What is asked ▸ Restate the listing that follows word for word, without its pictures.
-- -- --
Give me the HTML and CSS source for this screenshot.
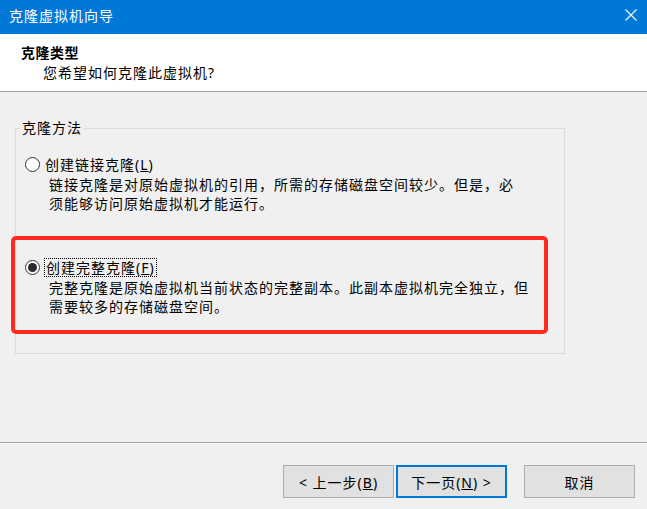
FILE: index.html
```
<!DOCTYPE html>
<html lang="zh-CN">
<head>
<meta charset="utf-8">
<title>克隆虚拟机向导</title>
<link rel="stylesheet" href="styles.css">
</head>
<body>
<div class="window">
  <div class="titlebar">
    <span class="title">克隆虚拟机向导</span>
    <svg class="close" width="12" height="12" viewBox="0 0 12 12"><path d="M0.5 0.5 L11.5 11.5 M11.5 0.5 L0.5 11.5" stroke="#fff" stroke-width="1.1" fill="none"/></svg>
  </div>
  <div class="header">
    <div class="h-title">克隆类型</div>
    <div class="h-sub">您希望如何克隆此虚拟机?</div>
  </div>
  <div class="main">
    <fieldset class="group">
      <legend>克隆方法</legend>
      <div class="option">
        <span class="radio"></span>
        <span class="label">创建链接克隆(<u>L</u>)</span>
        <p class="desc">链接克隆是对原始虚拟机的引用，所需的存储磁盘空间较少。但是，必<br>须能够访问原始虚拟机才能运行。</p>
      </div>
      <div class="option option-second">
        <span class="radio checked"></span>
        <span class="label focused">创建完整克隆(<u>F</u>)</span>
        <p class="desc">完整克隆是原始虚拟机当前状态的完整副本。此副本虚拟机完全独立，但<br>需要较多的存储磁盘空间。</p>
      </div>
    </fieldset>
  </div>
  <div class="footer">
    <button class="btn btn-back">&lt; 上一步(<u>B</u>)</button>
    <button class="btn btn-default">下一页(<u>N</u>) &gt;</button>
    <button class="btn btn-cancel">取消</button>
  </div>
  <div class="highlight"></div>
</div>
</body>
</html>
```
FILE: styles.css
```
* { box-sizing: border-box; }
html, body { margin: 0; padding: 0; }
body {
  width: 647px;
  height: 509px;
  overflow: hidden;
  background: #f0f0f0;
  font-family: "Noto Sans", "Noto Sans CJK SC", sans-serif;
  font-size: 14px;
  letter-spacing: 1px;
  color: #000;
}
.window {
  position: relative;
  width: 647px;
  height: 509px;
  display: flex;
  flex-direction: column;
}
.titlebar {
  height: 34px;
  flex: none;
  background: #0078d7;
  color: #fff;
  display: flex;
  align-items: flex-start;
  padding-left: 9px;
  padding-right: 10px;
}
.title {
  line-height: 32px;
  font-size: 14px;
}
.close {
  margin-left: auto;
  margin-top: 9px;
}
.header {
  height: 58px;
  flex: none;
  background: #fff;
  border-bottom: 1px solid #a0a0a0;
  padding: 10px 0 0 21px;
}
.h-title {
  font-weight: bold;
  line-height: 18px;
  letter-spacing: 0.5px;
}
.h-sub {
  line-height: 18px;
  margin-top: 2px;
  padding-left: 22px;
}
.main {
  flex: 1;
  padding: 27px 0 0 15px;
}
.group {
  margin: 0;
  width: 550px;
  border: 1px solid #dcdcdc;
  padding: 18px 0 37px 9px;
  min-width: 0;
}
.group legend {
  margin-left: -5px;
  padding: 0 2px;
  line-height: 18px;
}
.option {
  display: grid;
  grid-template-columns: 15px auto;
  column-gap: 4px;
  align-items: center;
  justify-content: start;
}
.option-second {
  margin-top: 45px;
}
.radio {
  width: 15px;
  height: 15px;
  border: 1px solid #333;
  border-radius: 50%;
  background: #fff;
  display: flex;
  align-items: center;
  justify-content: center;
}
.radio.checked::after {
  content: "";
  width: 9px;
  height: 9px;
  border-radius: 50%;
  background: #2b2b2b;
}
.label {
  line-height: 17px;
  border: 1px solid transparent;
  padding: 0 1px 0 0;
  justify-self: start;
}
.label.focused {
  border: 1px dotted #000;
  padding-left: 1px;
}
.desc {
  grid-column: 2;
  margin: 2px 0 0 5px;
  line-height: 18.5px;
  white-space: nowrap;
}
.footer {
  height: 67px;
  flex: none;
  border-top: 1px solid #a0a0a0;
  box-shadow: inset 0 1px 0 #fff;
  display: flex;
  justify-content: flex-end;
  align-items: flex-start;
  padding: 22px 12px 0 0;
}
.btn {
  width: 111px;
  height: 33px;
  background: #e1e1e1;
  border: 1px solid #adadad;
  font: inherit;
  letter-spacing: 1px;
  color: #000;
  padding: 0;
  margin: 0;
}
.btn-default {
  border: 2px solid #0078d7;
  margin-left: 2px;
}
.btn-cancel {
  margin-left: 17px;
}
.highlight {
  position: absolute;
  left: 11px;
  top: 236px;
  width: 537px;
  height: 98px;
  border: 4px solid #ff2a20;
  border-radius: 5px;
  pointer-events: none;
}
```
-- -- --
Solution to the exercise ▸
Give me the HTML and CSS source for this screenshot.
FILE: index.html
```
<!DOCTYPE html>
<html lang="zh-CN">
<head>
<meta charset="utf-8">
<title>克隆虚拟机向导</title>
<link rel="stylesheet" href="styles.css">
</head>
<body>
<div class="window">
  <div class="titlebar">
    <span class="title">克隆虚拟机向导</span>
    <svg class="close" width="12" height="12" viewBox="0 0 12 12"><path d="M0.5 0.5 L11.5 11.5 M11.5 0.5 L0.5 11.5" stroke="#fff" stroke-width="1.1" fill="none"/></svg>
  </div>
  <div class="header">
    <div class="h-title">克隆类型</div>
    <div class="h-sub">您希望如何克隆此虚拟机?</div>
  </div>
  <div class="main">
    <fieldset class="group">
      <legend>克隆方法</legend>
      <div class="option">
        <span class="radio"></span>
        <span class="label">创建链接克隆(<u>L</u>)</span>
        <p class="desc">链接克隆是对原始虚拟机的引用，所需的存储磁盘空间较少。但是，必<br>须能够访问原始虚拟机才能运行。</p>
      </div>
      <div class="option option-second">
        <span class="radio checked"></span>
        <span class="label focused">创建完整克隆(<u>F</u>)</span>
        <p class="desc">完整克隆是原始虚拟机当前状态的完整副本。此副本虚拟机完全独立，但<br>需要较多的存储磁盘空间。</p>
      </div>
    </fieldset>
  </div>
  <div class="footer">
    <button class="btn btn-back">&lt; 上一步(<u>B</u>)</button>
    <button class="btn btn-default">下一页(<u>N</u>) &gt;</button>
    <button class="btn btn-cancel">取消</button>
  </div>
  <div class="highlight"></div>
</div>
</body>
</html>
```
FILE: styles.css
```
* { box-sizing: border-box; }
html, body { margin: 0; padding: 0; }
body {
  width: 647px;
  height: 509px;
  overflow: hidden;
  background: #f0f0f0;
  font-family: "Noto Sans", "Noto Sans CJK SC", sans-serif;
  font-size: 14px;
  letter-spacing: 1px;
  color: #000;
}
.window {
  position: relative;
  width: 647px;
  height: 509px;
  display: flex;
  flex-direction: column;
}
.titlebar {
  height: 34px;
  flex: none;
  background: #0078d7;
  color: #fff;
  display: flex;
  align-items: flex-start;
  padding-left: 9px;
  padding-right: 10px;
}
.title {
  line-height: 32px;
  font-size: 14px;
}
.close {
  margin-left: auto;
  margin-top: 9px;
}
.header {
  height: 58px;
  flex: none;
  background: #fff;
  border-bottom: 1px solid #a0a0a0;
  padding: 10px 0 0 21px;
}
.h-title {
  font-weight: bold;
  line-height: 18px;
  letter-spacing: 0.5px;
}
.h-sub {
  line-height: 18px;
  margin-top: 2px;
  padding-left: 22px;
}
.main {
  flex: 1;
  padding: 27px 0 0 15px;
}
.group {
  margin: 0;
  width: 550px;
  border: 1px solid #dcdcdc;
  padding: 18px 0 37px 9px;
  min-width: 0;
}
.group legend {
  margin-left: -5px;
  padding: 0 2px;
  line-height: 18px;
}
.option {
  display: grid;
  grid-template-columns: 15px auto;
  column-gap: 4px;
  align-items: center;
  justify-content: start;
}
.option-second {
  margin-top: 45px;
}
.radio {
  width: 15px;
  height: 15px;
  border: 1px solid #333;
  border-radius: 50%;
  background: #fff;
  display: flex;
  align-items: center;
  justify-content: center;
}
.radio.checked::after {
  content: "";
  width: 9px;
  height: 9px;
  border-radius: 50%;
  background: #2b2b2b;
}
.label {
  line-height: 17px;
  border: 1px solid transparent;
  padding: 0 1px 0 0;
  justify-self: start;
}
.label.focused {
  border: 1px dotted #000;
  padding-left: 1px;
}
.desc {
  grid-column: 2;
  margin: 2px 0 0 5px;
  line-height: 18.5px;
  white-space: nowrap;
}
.footer {
  height: 67px;
  flex: none;
  border-top: 1px solid #a0a0a0;
  box-shadow: inset 0 1px 0 #fff;
  display: flex;
  justify-content: flex-end;
  align-items: flex-start;
  padding: 22px 12px 0 0;
}
.btn {
  width: 111px;
  height: 33px;
  background: #e1e1e1;
  border: 1px solid #adadad;
  font: inherit;
  letter-spacing: 1px;
  color: #000;
  padding: 0;
  margin: 0;
}
.btn-default {
  border: 2px solid #0078d7;
  margin-left: 2px;
}
.btn-cancel {
  margin-left: 17px;
}
.highlight {
  position: absolute;
  left: 11px;
  top: 236px;
  width: 537px;
  height: 98px;
  border: 4px solid #ff2a20;
  border-radius: 5px;
  pointer-events: none;
}
```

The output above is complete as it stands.